*TASK DESCRIPTION*
Scan the material below for the string "components", and copy every line where it shows up.

══ SOURCE MATERIAL

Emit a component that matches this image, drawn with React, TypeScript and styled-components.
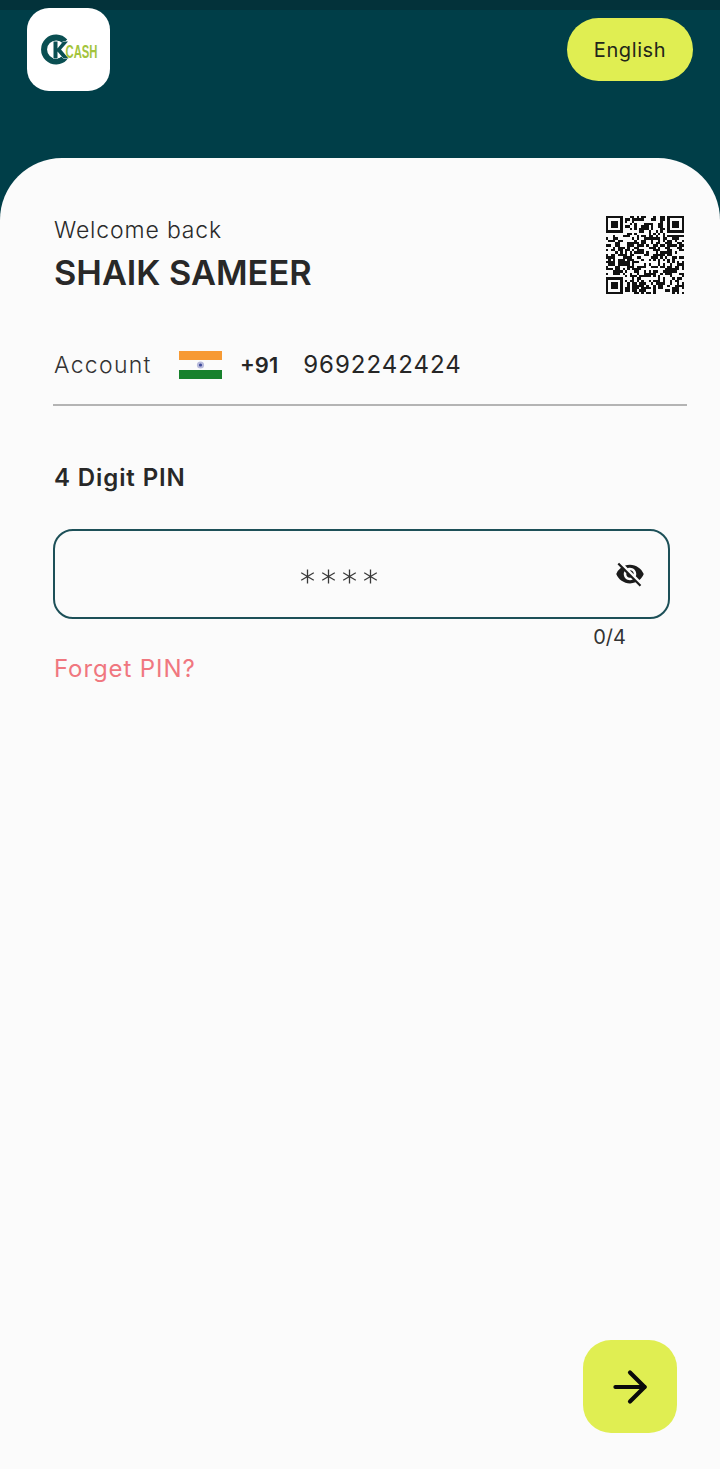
import React from 'react';
import styled, { createGlobalStyle } from 'styled-components';
import { MdVisibilityOff } from 'react-icons/md';
import { ArrowRight } from 'lucide-react';

const GlobalStyle = createGlobalStyle`
  html, body {
    margin: 0;
    padding: 0;
    background: #fbfbfb;
    font-family: 'Inter', 'Noto Sans', sans-serif;
  }
  * { box-sizing: border-box; }
`;

const Page = styled.div`
  width: 720px;
  height: 1469px;
  background: #003e48;
  display: flex;
  flex-direction: column;
  overflow: hidden;
`;

const Header = styled.header`
  position: relative;
  height: 158px;
  padding: 8px 27px 0;
  display: flex;
  justify-content: space-between;
  align-items: flex-start;
  &::before {
    content: '';
    position: absolute;
    top: 0;
    left: 0;
    right: 0;
    height: 10px;
    background: #03323a;
  }
`;

const LogoTile = styled.div`
  position: relative;
  width: 83px;
  height: 83px;
  border-radius: 22px;
  background: #ffffff;
  display: flex;
  align-items: center;
  justify-content: center;
`;

const LanguageButton = styled.button`
  position: relative;
  width: 126px;
  height: 63px;
  margin-top: 10px;
  border: 0;
  border-radius: 32px;
  background: #e0ee52;
  color: #22261a;
  font-family: 'Inter', sans-serif;
  font-size: 20px;
  letter-spacing: 0.6px;
`;

const Sheet = styled.main`
  flex: 1;
  background: #fbfbfb;
  border-radius: 62px 62px 0 0;
  padding: 56px 33px 36px 53px;
  display: flex;
  flex-direction: column;
`;

const WelcomeRow = styled.div`
  display: flex;
  justify-content: space-between;
  align-items: flex-start;
  padding-right: 3px;
`;

const QrFrame = styled.div`
  margin-top: 2px;
`;

const WelcomeLabel = styled.div`
  padding-left: 1px;
  font-size: 23px;
  line-height: 32px;
  font-weight: 300;
  color: #2a2a2a;
  letter-spacing: 0.85px;
`;

const UserName = styled.div`
  margin-top: 7px;
  padding-left: 1px;
  font-size: 34.3px;
  line-height: 40px;
  font-weight: 600;
  color: #282828;
`;

const AccountRow = styled.div`
  margin-top: 47px;
  height: 61px;
  padding-bottom: 20px;
  padding-left: 1px;
  border-bottom: 2px solid #b4b4b4;
  display: flex;
  align-items: center;
`;

const AccountLabel = styled.span`
  width: 125px;
  font-size: 23px;
  font-weight: 300;
  letter-spacing: 1.3px;
  color: #333333;
`;

const Flag = styled.svg`
  width: 43px;
  height: 28px;
`;

const DialCode = styled.span`
  margin-left: 18px;
  font-size: 22px;
  font-weight: 600;
  color: #262626;
`;

const PhoneNumber = styled.span`
  margin-left: 25px;
  font-size: 24px;
  font-weight: 400;
  letter-spacing: 1px;
  color: #262626;
`;

const PinLabel = styled.div`
  margin-top: 56px;
  padding-left: 1px;
  font-size: 24px;
  line-height: 32px;
  font-weight: 600;
  letter-spacing: 0.9px;
  color: #282828;
`;

const PinField = styled.div`
  position: relative;
  margin-top: 35px;
  width: 617px;
  height: 90px;
  border: 2px solid #1d5058;
  border-radius: 20px;
  display: flex;
  align-items: center;
  justify-content: center;
  padding-right: 46px;
  color: #2a2a2a;
`;

const PinMask = styled.div`
  display: flex;
  gap: 6px;
  margin-top: 4px;
`;

const EyeToggle = styled.span`
  position: absolute;
  right: 23px;
  top: 28px;
  display: flex;
  color: #1b1b1b;
`;

const Counter = styled.div`
  width: 573px;
  margin-top: 6px;
  text-align: right;
  font-size: 20px;
  line-height: 24px;
  color: #333333;
`;

const ForgetLink = styled.a`
  margin-top: 4px;
  padding-left: 1px;
  font-size: 24px;
  line-height: 32px;
  letter-spacing: 0.9px;
  color: #f0777f;
`;

const Footer = styled.div`
  margin-top: auto;
  display: flex;
  justify-content: flex-end;
  padding-right: 10px;
`;

const NextButton = styled.button`
  width: 94px;
  height: 93px;
  padding: 0;
  border: 0;
  border-radius: 28px;
  background: #e0ee52;
  color: #0a0a0a;
  display: flex;
  align-items: center;
  justify-content: center;
`;

const Logo = () => (
  <svg width="62" height="36" viewBox="0 0 62 36">
    <path d="M27 9.5 A12 12 0 1 0 27 25.5" fill="none" stroke="#0a4f52" strokeWidth="6" />
    <path
      d="M15.5 9.5v17h4v-7l6 7h5l-7.5-9 7-8h-5l-5.5 7V9.5z"
      fill="#0a4f52"
      stroke="#ffffff"
      strokeWidth="1"
      paintOrder="stroke"
    />
    <text
      transform="translate(27.5 25.5) scale(0.595 1)"
      fontFamily="Liberation Sans, sans-serif"
      fontSize="19"
      fontWeight="700"
      fill="#a3c43c"
    >
      CASH
    </text>
  </svg>
);

const IndiaFlag = () => (
  <Flag viewBox="0 0 43 28">
    <rect width="43" height="9" fill="#f79a34" />
    <rect y="9" width="43" height="10" fill="#fbfbfb" />
    <rect y="19" width="43" height="9" fill="#17812c" />
    <circle cx="21.5" cy="14" r="3.6" fill="#b9bbdc" />
    <circle cx="21.5" cy="14" r="1.6" fill="#3e4a9a" />
  </Flag>
);

const Asterisk = () => (
  <svg width="15" height="15" viewBox="0 0 15 15" stroke="#3a3a3a" strokeWidth="1.3">
    <path d="M7.5 0.5v14M1.2 3.8l12.6 7.4M13.8 3.8L1.2 11.2" />
  </svg>
);

const QR_SIZE = 33;
const finder = (r: number, c: number) => {
  const inBox = (ox: number, oy: number) => {
    const x = c - ox;
    const y = r - oy;
    if (x < 0 || y < 0 || x > 6 || y > 6) return null;
    if (x === 0 || y === 0 || x === 6 || y === 6) return true;
    if (x >= 2 && x <= 4 && y >= 2 && y <= 4) return true;
    return false;
  };
  return inBox(0, 0) ?? inBox(QR_SIZE - 7, 0) ?? inBox(0, QR_SIZE - 7);
};

const isQuietGap = (r: number, c: number) =>
  (r <= 7 && c <= 7) || (r <= 7 && c >= QR_SIZE - 8) || (r >= QR_SIZE - 8 && c <= 7);

const buildQr = () => {
  const cells: { r: number; c: number }[] = [];
  let seed = 4242;
  for (let r = 0; r < QR_SIZE; r++) {
    for (let c = 0; c < QR_SIZE; c++) {
      seed = (seed * 1103515245 + 12345) & 0x7fffffff;
      const f = finder(r, c);
      const on = f !== null ? f : isQuietGap(r, c) ? false : (seed >> 16) % 100 < 52;
      if (on) cells.push({ r, c });
    }
  }
  return cells;
};

const QrCode = () => (
  <svg width="78" height="78" viewBox={`0 0 ${QR_SIZE} ${QR_SIZE}`} shapeRendering="crispEdges">
    {buildQr().map(({ r, c }) => (
      <rect key={`${r}-${c}`} x={c} y={r} width="1" height="1" fill="#111111" />
    ))}
  </svg>
);

export default function App() {
  return (
    <>
      <GlobalStyle />
      <Page>
        <Header>
          <LogoTile>
            <Logo />
          </LogoTile>
          <LanguageButton>English</LanguageButton>
        </Header>
        <Sheet>
          <WelcomeRow>
            <div>
              <WelcomeLabel>Welcome back</WelcomeLabel>
              <UserName>SHAIK SAMEER</UserName>
            </div>
            <QrFrame>
              <QrCode />
            </QrFrame>
          </WelcomeRow>
          <AccountRow>
            <AccountLabel>Account</AccountLabel>
            <IndiaFlag />
            <DialCode>+91</DialCode>
            <PhoneNumber>9692242424</PhoneNumber>
          </AccountRow>
          <PinLabel>4 Digit PIN</PinLabel>
          <PinField>
            <PinMask>
              <Asterisk />
              <Asterisk />
              <Asterisk />
              <Asterisk />
            </PinMask>
            <EyeToggle>
              <MdVisibilityOff size={30} />
            </EyeToggle>
          </PinField>
          <Counter>0/4</Counter>
          <ForgetLink>Forget PIN?</ForgetLink>
          <Footer>
            <NextButton>
              <ArrowRight size={50} strokeWidth={2} />
            </NextButton>
          </Footer>
        </Sheet>
      </Page>
    </>
  );
}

════

*TASK ANSWER*
Emit a component that matches this image, drawn with React, TypeScript and styled-components.
import styled, { createGlobalStyle } from 'styled-components';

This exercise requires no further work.